:: RECORDS FOR THE TASK ::
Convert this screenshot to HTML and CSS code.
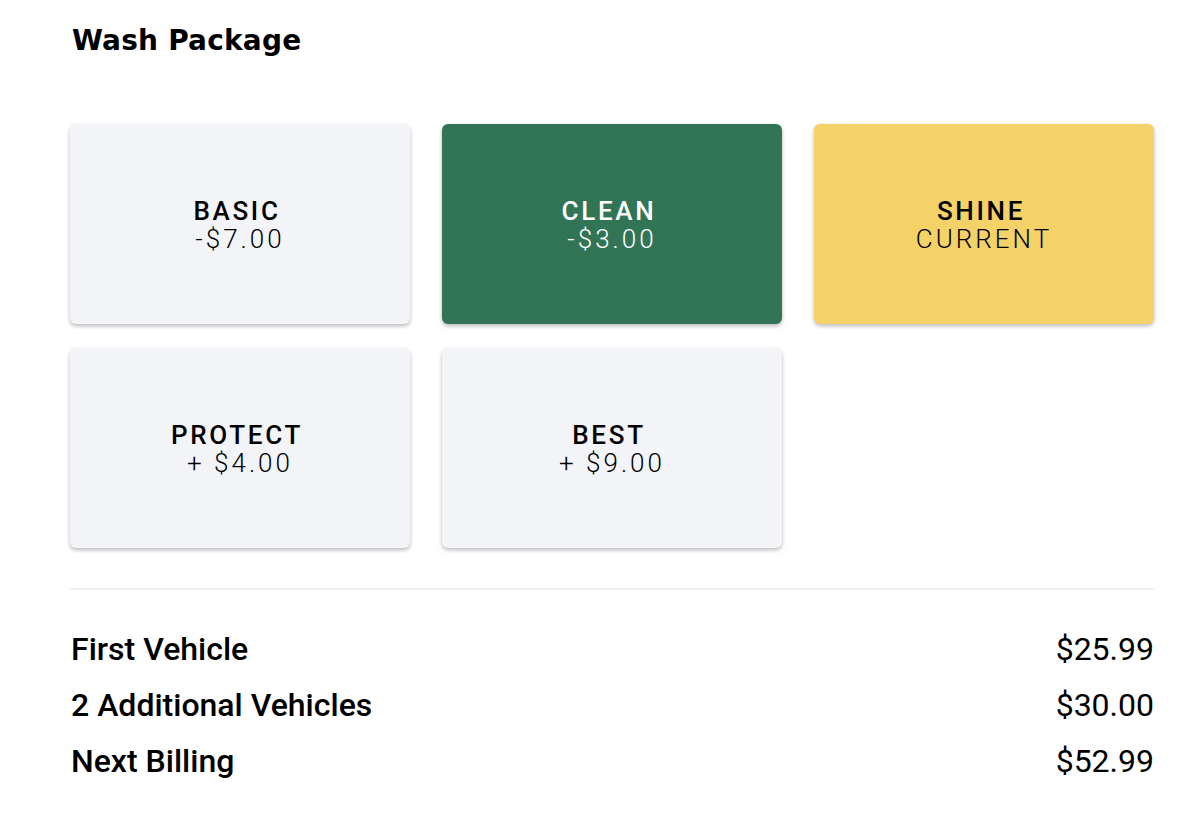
:::
:: RECORDS FOR THE TASK ::
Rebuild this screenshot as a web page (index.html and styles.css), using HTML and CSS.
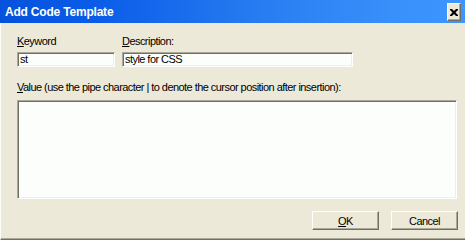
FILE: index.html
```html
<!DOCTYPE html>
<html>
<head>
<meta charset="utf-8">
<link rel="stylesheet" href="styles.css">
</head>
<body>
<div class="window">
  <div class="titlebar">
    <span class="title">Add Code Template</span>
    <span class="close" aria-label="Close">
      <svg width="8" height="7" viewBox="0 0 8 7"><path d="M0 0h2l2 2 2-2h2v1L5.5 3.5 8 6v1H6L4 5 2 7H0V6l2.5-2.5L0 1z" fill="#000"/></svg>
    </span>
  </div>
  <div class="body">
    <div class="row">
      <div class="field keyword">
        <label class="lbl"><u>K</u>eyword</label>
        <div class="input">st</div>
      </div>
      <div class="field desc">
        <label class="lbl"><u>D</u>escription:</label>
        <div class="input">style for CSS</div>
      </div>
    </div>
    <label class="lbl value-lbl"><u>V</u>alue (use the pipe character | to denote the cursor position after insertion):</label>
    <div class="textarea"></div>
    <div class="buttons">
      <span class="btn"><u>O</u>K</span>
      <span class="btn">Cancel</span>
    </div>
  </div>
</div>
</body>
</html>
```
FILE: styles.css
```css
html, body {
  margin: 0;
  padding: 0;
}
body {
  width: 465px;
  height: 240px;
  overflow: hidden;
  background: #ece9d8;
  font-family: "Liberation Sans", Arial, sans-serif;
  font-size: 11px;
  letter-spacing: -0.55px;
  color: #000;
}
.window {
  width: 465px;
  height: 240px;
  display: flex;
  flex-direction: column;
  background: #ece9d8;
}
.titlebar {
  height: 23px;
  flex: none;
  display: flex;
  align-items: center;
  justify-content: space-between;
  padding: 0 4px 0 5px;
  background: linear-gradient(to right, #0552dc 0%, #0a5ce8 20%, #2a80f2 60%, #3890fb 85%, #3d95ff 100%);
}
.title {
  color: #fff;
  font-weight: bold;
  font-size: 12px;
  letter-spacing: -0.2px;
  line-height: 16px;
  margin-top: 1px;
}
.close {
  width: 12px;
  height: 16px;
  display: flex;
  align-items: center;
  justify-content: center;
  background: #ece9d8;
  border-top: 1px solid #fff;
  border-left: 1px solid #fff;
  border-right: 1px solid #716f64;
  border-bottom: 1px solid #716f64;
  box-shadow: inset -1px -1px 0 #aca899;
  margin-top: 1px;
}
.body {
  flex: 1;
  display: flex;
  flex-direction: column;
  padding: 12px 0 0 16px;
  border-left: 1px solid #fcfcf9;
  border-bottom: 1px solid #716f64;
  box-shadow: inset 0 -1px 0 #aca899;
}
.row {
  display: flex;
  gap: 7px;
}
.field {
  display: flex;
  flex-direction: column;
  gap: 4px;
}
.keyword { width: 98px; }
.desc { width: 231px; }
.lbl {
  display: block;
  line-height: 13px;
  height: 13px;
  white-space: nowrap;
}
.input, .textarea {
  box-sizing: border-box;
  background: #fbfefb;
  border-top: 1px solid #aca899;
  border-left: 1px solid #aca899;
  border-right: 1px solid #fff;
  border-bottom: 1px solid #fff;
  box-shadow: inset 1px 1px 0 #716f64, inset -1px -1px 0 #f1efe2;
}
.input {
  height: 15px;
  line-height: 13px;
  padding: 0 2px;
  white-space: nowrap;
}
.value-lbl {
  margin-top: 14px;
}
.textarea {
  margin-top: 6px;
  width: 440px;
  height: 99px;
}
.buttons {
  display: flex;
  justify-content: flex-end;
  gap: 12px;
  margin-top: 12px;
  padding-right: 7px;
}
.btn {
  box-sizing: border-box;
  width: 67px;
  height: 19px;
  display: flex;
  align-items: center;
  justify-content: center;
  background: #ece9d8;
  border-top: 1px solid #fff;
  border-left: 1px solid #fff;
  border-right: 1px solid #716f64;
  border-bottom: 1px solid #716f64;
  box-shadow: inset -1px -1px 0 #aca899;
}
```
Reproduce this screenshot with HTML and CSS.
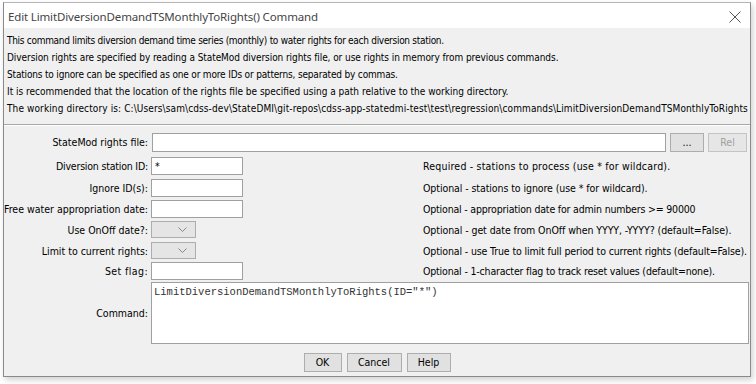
:::
:: RECORDS FOR THE TASK ::
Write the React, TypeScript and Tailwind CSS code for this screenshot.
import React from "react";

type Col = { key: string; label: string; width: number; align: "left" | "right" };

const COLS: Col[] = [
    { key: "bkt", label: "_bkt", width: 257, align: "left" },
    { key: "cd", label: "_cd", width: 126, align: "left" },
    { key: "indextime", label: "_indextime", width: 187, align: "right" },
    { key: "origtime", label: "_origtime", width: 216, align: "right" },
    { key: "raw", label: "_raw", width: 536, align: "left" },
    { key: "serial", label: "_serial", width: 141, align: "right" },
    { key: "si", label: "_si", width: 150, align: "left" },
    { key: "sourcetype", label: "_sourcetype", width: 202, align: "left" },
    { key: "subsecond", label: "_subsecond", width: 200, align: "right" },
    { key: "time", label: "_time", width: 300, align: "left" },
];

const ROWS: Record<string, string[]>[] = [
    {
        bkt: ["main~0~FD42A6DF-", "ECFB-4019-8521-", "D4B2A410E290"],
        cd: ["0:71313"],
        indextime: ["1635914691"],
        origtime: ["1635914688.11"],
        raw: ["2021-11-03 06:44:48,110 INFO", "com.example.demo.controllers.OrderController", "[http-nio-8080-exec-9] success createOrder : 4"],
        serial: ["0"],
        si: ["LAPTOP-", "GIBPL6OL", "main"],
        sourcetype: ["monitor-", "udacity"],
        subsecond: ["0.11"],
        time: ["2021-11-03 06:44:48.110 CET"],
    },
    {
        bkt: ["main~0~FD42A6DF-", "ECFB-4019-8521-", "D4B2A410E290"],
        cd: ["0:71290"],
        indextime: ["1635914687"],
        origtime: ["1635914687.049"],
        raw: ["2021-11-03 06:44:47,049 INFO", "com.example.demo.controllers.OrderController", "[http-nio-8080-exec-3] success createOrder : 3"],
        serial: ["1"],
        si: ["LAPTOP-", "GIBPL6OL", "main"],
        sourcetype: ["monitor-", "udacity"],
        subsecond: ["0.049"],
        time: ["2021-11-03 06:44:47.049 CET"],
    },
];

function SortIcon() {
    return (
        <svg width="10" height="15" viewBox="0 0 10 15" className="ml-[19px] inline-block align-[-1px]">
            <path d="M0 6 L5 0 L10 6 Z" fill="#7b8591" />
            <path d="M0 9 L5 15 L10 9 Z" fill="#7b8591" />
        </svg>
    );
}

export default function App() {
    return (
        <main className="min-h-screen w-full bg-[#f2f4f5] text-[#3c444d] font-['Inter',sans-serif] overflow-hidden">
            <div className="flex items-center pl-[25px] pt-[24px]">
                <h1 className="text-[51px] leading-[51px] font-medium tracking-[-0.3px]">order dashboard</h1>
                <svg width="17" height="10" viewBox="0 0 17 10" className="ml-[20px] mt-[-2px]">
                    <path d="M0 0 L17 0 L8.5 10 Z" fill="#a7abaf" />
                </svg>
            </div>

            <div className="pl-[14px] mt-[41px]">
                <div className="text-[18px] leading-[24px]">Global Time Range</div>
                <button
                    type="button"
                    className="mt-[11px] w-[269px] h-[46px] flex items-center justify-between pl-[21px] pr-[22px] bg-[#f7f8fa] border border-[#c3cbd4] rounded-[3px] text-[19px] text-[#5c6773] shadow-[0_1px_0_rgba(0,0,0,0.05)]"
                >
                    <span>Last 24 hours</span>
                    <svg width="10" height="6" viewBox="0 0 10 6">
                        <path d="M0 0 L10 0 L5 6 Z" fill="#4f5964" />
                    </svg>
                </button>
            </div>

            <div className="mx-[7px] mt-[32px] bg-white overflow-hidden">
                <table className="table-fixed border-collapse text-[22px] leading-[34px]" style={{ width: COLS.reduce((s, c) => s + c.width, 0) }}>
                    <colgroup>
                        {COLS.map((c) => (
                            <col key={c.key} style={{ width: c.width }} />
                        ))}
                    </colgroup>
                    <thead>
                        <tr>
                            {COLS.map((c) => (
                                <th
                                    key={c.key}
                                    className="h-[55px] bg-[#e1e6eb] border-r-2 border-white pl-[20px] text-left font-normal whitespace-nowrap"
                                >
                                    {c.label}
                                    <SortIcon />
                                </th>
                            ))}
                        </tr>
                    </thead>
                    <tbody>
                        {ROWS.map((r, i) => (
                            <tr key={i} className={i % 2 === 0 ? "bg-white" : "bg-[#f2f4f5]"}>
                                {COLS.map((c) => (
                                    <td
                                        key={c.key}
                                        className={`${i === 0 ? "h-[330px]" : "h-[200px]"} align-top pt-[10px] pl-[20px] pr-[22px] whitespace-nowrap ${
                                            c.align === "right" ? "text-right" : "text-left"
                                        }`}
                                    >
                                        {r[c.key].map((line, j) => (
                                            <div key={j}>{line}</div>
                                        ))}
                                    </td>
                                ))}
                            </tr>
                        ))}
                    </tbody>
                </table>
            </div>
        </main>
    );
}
:::
→ TASK DESCRIPTION: Set out every line from the material that contains the string "React".

→ REPLY:
Write the React, TypeScript and Tailwind CSS code for this screenshot.
import React from "react";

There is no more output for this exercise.